Leadership, the panelists said, manifests itself in many ways, often in high-stress situations. Ms. Cino recalled the logistical challenge of evacuating people from New Orleans in the hours and days after Hurricane Katrina.

Ms. Jones remembered one of her earliest overseas assignments as a foreign services officer in Iraq in the mid-1980s.

Mr. Fortuño spoke of inheriting a financial crisis in Puerto Rico upon taking office.

The old tropes of good leadership—a willingness to collaborate, rational thinking and building relationships—become necessary tools in tough times, Mr. Fortuño said. He looked at Puerto Rico’s financial situation and knew he would have to work with union leaders, who represented many government workers.

“I tried to think what I would think if I were them,” he said. “It’s a test in leadership on both sides. I tried to put myself in their position.
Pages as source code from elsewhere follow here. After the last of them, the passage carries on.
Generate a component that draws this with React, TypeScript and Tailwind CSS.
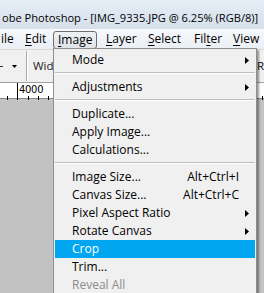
import React from "react";

type Item =
  | { label: string; shortcut?: string; sub?: boolean; hl?: boolean; disabled?: boolean }
  | "sep";

const items: Item[] = [
  { label: "Mode", sub: true },
  "sep",
  { label: "Adjustments", sub: true },
  "sep",
  { label: "Duplicate..." },
  { label: "Apply Image..." },
  { label: "Calculations..." },
  "sep",
  { label: "Image Size...", shortcut: "Alt+Ctrl+I" },
  { label: "Canvas Size...", shortcut: "Alt+Ctrl+C" },
  { label: "Pixel Aspect Ratio", sub: true },
  { label: "Rotate Canvas", sub: true },
  { label: "Crop", hl: true },
  { label: "Trim..." },
  { label: "Reveal All", disabled: true },
];

function Arrow({ color = "#000" }: { color?: string }) {
  return (
    <svg width="4" height="7" viewBox="0 0 4 7">
      <polygon points="0,0 4,3.5 0,7" fill={color} />
    </svg>
  );
}

function Ruler() {
  const minor = [7, 28, 38, 48, 58, 68, 78];
  return (
    <svg width="264" height="17" className="block">
      <line x1="17.5" y1="0" x2="17.5" y2="17" stroke="#000" />
      {minor.map((x) => (
        <line key={x} x1={x + 0.5} y1="13" x2={x + 0.5} y2="17" stroke="#000" />
      ))}
      <line x1="262.5" y1="13" x2="262.5" y2="17" stroke="#000" />
    </svg>
  );
}

export default function App() {
  return (
    <div className="relative w-[264px] h-[293px] overflow-hidden bg-[#c2c2c2] font-['Open_Sans',sans-serif] text-black">
      {/* title bar */}
      <div className="h-[29px] bg-gradient-to-b from-[#e6edf5] to-[#d6e0eb] flex items-center pl-[2px] pt-[8px] text-[11.1px] whitespace-nowrap">
        obe Photoshop - [IMG_9335.JPG @ 6.25% (RGB/8)]
      </div>

      {/* menu bar */}
      <div className="h-[20px] bg-gradient-to-b from-[#f6f8fb] to-[#eaeff5] flex items-center text-[12px] whitespace-nowrap">
        <div className="w-[25px] pl-px">ile</div>
        <div className="w-[28px]">
          <span className="underline underline-offset-2">E</span>dit
        </div>
        <div className="w-[44px] h-[18px] mt-[2px] rounded-[3px] border border-[#6f6f6f] bg-gradient-to-b from-[#eef0f3] to-[#dfe3e8] flex items-center pl-[4px]">
          <span className="underline underline-offset-2">I</span>mage
        </div>
        <div className="w-[42px] ml-[9px]">
          <span className="underline underline-offset-2">L</span>ayer
        </div>
        <div className="w-[46px]">
          <span className="underline underline-offset-2">S</span>elect
        </div>
        <div className="w-[39px]">
          Fil<span className="underline underline-offset-2">t</span>er
        </div>
        <div>
          <span className="underline underline-offset-2">V</span>iew
        </div>
      </div>

      {/* options bar */}
      <div className="h-[33px] bg-[#f0f0f0] border-t border-[#d8d8d8] flex items-center text-[11.5px] whitespace-nowrap">
        <div className="w-[3px] h-px bg-[#333] mt-[1px]" />
        <div className="ml-[9px] mt-[1px]">
          <svg width="5" height="3" viewBox="0 0 5 3" className="block">
            <polygon points="0,0 5,0 2.5,3" fill="#000" />
          </svg>
        </div>
        <div className="ml-[9px] self-end mb-px w-px h-[30px] bg-[#a8a8a8] border-r border-white box-content" />
        <div className="ml-[5px] text-[#222]">Width:</div>
        <div className="ml-auto w-[7px] overflow-hidden text-[#111]">Re</div>
      </div>

      {/* ruler */}
      <div className="relative h-[17px] bg-white border-t border-[#a0a0a0] border-b border-b-[#888]">
        <Ruler />
        <div className="absolute left-[19px] top-[1px] text-[10px] leading-[11px] font-['DejaVu_Sans',sans-serif] tracking-[-0.3px]">
          4000
        </div>
      </div>

      {/* dropdown menu */}
      <div className="absolute left-[53px] top-[48px] w-[204px] border border-[#8e8e8e] bg-[#f0f0f0] px-px pt-[2px] shadow-[2px_2px_2px_rgba(0,0,0,0.4)] text-[12px]">
        {items.map((it, i) =>
          it === "sep" ? (
            <div key={i} className="h-[9px] pt-[3px]">
              <div className="h-px bg-[#bdbdbd]" />
              <div className="h-px bg-white" />
            </div>
          ) : (
            <div
              key={i}
              className={`h-[18px] flex items-center pl-[17px] whitespace-nowrap ${
                it.hl ? "bg-[#00a6f0] text-white" : it.disabled ? "text-[#8c8c8c]" : "text-black"
              }`}
            >
              <span className="flex-1">{it.label}</span>
              {it.shortcut && <span>{it.shortcut}</span>}
              <span className="w-[16px] pl-[6px] flex items-center">{it.sub && <Arrow />}</span>
            </div>
          )
        )}
      </div>
    </div>
  );
}
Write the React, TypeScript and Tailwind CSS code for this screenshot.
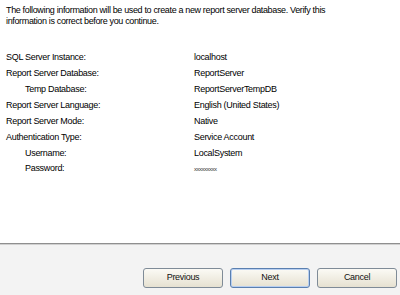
import React from "react";

const rows: { label: string; value: string; indent?: boolean; pw?: boolean }[] = [
  { label: "SQL Server Instance:", value: "localhost" },
  { label: "Report Server Database:", value: "ReportServer" },
  { label: "Temp Database:", value: "ReportServerTempDB", indent: true },
  { label: "Report Server Language:", value: "English (United States)" },
  { label: "Report Server Mode:", value: "Native" },
  { label: "Authentication Type:", value: "Service Account" },
  { label: "Username:", value: "LocalSystem", indent: true },
  { label: "Password:", value: "xxxxxxxxx", indent: true, pw: true },
];

function Btn({ children, def }: { children: React.ReactNode; def?: boolean }) {
  return (
    <div
      className={
        "w-[80px] h-[20px] rounded-[3px] border flex items-center justify-center text-[9px] tracking-[-0.3px] text-[#111] bg-gradient-to-b from-[#fbfaf5] to-[#e6e1d1] " +
        (def ? "border-[#5a7fb0] shadow-[inset_0_0_0_1px_#b8cff0]" : "border-[#7f8b97]")
      }
    >
      {children}
    </div>
  );
}

export default function App() {
  return (
    <div
      className="w-[400px] h-[295px] flex flex-col bg-white text-black"
      style={{ fontFamily: '"Liberation Sans", Arial, sans-serif' }}
    >
      <div className="flex-1 pl-[6px] pt-[5px]">
        <p className="text-[9px] leading-[11px] tracking-[-0.35px] w-[360px]">
          The following information will be used to create a new report server database. Verify this information is
          correct before you continue.
        </p>
        <div className="mt-[23px] flex flex-col text-[9px] tracking-[-0.3px]">
          {rows.map((r) => (
            <div key={r.label} className={r.pw ? "flex h-[14px] items-center" : "flex h-[16px] items-center"}>
              <div className={"w-[188px] " + (r.indent ? "pl-[19px]" : "")}>{r.label}</div>
              <div className={r.pw ? "text-[6px] tracking-[-0.5px] text-[#333]" : ""}>{r.value}</div>
            </div>
          ))}
        </div>
      </div>
      <div className="h-[2px] bg-[#8f8f8f] border-b border-[#d0d0d0]" />
      <div className="h-[50px] bg-[#f3f3f3] flex items-start justify-end gap-[7px] pt-[23px] pr-[3px]">
        <Btn>Previous</Btn>
        <Btn def>Next</Btn>
        <Btn>Cancel</Btn>
      </div>
    </div>
  );
}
Working together is the only way to accomplish [something difficult].”

Those qualities are more important now than ever, said Mr. O’Dwyer, a member of the GSPM Board of Advisors. Bringing people together from a range of public leadership positions is unique and necessary, he said.

“This is a time when this particular exercise is really important for the future of the country,” he said. “The lack of civility and bipartisanship in this town has never been more acute. We’re hoping [a discussion like] this is among the steps necessary to refocus.”
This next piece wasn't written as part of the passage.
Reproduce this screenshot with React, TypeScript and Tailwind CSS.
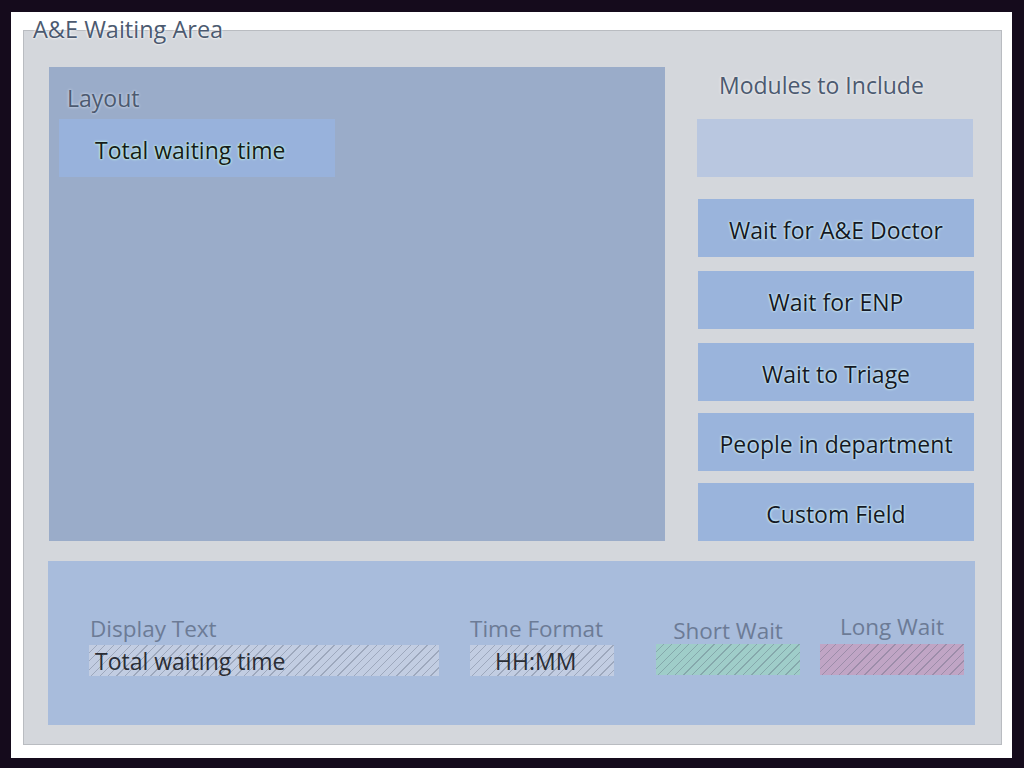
const font = "font-['Open_Sans','Noto_Sans',sans-serif]";

const modules = [
  { label: "Wait for A&E Doctor", mt: "mt-[22px]" },
  { label: "Wait for ENP", mt: "mt-[14px]" },
  { label: "Wait to Triage", mt: "mt-[14px]" },
  { label: "People in department", mt: "mt-[12px]" },
  { label: "Custom Field", mt: "mt-[12px]" },
];

const hatch =
  "bg-[repeating-linear-gradient(135deg,transparent_0px,transparent_5px,rgba(80,90,110,0.32)_5px,rgba(80,90,110,0.32)_6px)]";

function Field({
  label,
  value,
  width,
  tint,
  center,
  labelClass,
}: {
  label: string;
  value?: string;
  width: string;
  tint: string;
  center?: boolean;
  labelClass?: string;
}) {
  return (
    <div className={`flex flex-col ${width} ${center ? "items-center" : "items-start"}`}>
      <span className={`text-[22.5px] leading-[28px] text-[#6c7b96] ${labelClass ?? ""}`}>{label}</span>
      <div className={`w-full h-[31px] ${tint} ${hatch} flex items-center`}>
        {value && <span className="text-[23px] text-[#2a2d35] leading-none pt-[2px]">{value}</span>}
      </div>
    </div>
  );
}

export default function App() {
  return (
    <div className={`w-screen h-screen bg-[#150b1c] pl-[11px] pt-[12px] pr-[12px] pb-[10px] ${font}`}>
      <div className="w-full h-full bg-white pt-[18px] pl-[12px] pr-[10px] pb-[13px]">
        <div className="relative w-full h-full border border-[#b9bcc1] bg-[#d4d7dc] pt-[36px] pl-[25px]">
          <span className="absolute left-[9px] top-[-17px] text-[23.5px] leading-[30px] text-[#4c5a70] [text-shadow:0_0_3px_#fff,0_0_2px_#fff]">
            A&amp;E Waiting Area
          </span>

          <div className="flex">
            <div className="w-[616px] h-[474px] bg-[#9aacc9] pl-[10px]">
              <div className="h-[52px] pl-[8px] flex items-center pt-[11px]">
                <span className="text-[23px] text-[#4c5a70] [text-shadow:0_0_3px_#e8eef8]">Layout</span>
              </div>
              <div className="w-[276px] h-[58px] bg-[#98b2dc] flex items-center pl-[36px] pt-[4px]">
                <span className="text-[23px] text-[#161c18] [text-shadow:0_0_3px_#c8fbe8,0_0_2px_#c8fbe8]">
                  Total waiting time
                </span>
              </div>
            </div>

            <div className="ml-[32px] w-[277px] flex flex-col">
              <div className="h-[52px] pl-[22px] flex items-center pb-[16px]">
                <span className="text-[23px] text-[#4c5a70] [text-shadow:0_0_3px_#fff]">Modules to Include</span>
              </div>
              <div className="h-[58px] w-[276px] bg-[#b9c7e0]" />
              {modules.map((m) => (
                <div
                  key={m.label}
                  className={`${m.mt} ml-[1px] h-[58px] w-[276px] bg-[#9ab4dc] flex items-center justify-center pt-[4px]`}
                >
                  <span className="text-[23px] text-[#141824] [text-shadow:0_0_3px_#d4f4f8,0_0_2px_#d4f4f8]">
                    {m.label}
                  </span>
                </div>
              ))}
            </div>
          </div>

          <div className="mt-[20px] ml-[-1px] w-[927px] h-[164px] bg-[#a8bcdc] flex items-end pb-[49px] pl-[41px]">
            <Field
              label="Display Text"
              value="Total waiting time"
              width="w-[350px]"
              tint="bg-[#c2cde2] pl-[6px]"
              labelClass="pl-[1px] mb-[2px]"
            />
            <div className="ml-[31px]">
              <Field
                label="Time Format"
                value="HH:MM"
                width="w-[144px]"
                tint="bg-[#c2cde2] pl-[25px]"
                labelClass="mb-[2px]"
              />
            </div>
            <div className="ml-[42px] mb-[1px]">
              <Field label="Short Wait" width="w-[144px]" tint="bg-[#9fcdc9]" center labelClass="mb-[-1px]" />
            </div>
            <div className="ml-[20px] mb-[1px]">
              <Field label="Long Wait" width="w-[144px]" tint="bg-[#c0a5c5]" center labelClass="mb-[3px]" />
            </div>
          </div>
        </div>
      </div>
    </div>
  );
}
Former Governor of Puerto Rico Luis Fortuño, left, GSPM Director Mark Kennedy, center, and Mr. O'Dwyer share a moment prior to the event. (Dave Scavone/For GW Today)


Sometimes you learn more from defeat than victory, Ms. Cino said, and sometimes a short-term victory can unravel into a defeat over time. She remembered then-President George W. Bush preparing to sign the bipartisan Campaign Reform Act (the McCain–Feingold Act) in 2002. Ms. Cino, a former deputy chair of the Republican National Committee, was against the signing of the act because of unintended consequences that have since come to fruition.

“I think we made a mistake. You can try to take money out of the parties’ hands, but there’s always going to be somebody else willing to take that money and spend it,” she said. “And I think today we can look back at [McCain–Feingold], and we’re seeing Super PACs spending money on selected candidates, or one candidate. That was the birth of Super PACs.”

The most difficult challenge might come from within, Ms. Jones added. Understanding different perspectives—even from people on the same team—is critical in leadership. That is why she made it a point to enroll at the National War College.

“The reason I did that was to learn another language, which is how the military thinks and how they work, and what drives them crazy about the State Department,” she said. “One [officer] told us, ‘The problem with you foreign service people is everything is nuanced. Well you can’t nuance a missile. It’s physics. Either you launch it, or you don’t launch it.’

“If you aren’t cooperating and understanding and trying to get along, you’re not going to be able to lead,” she said.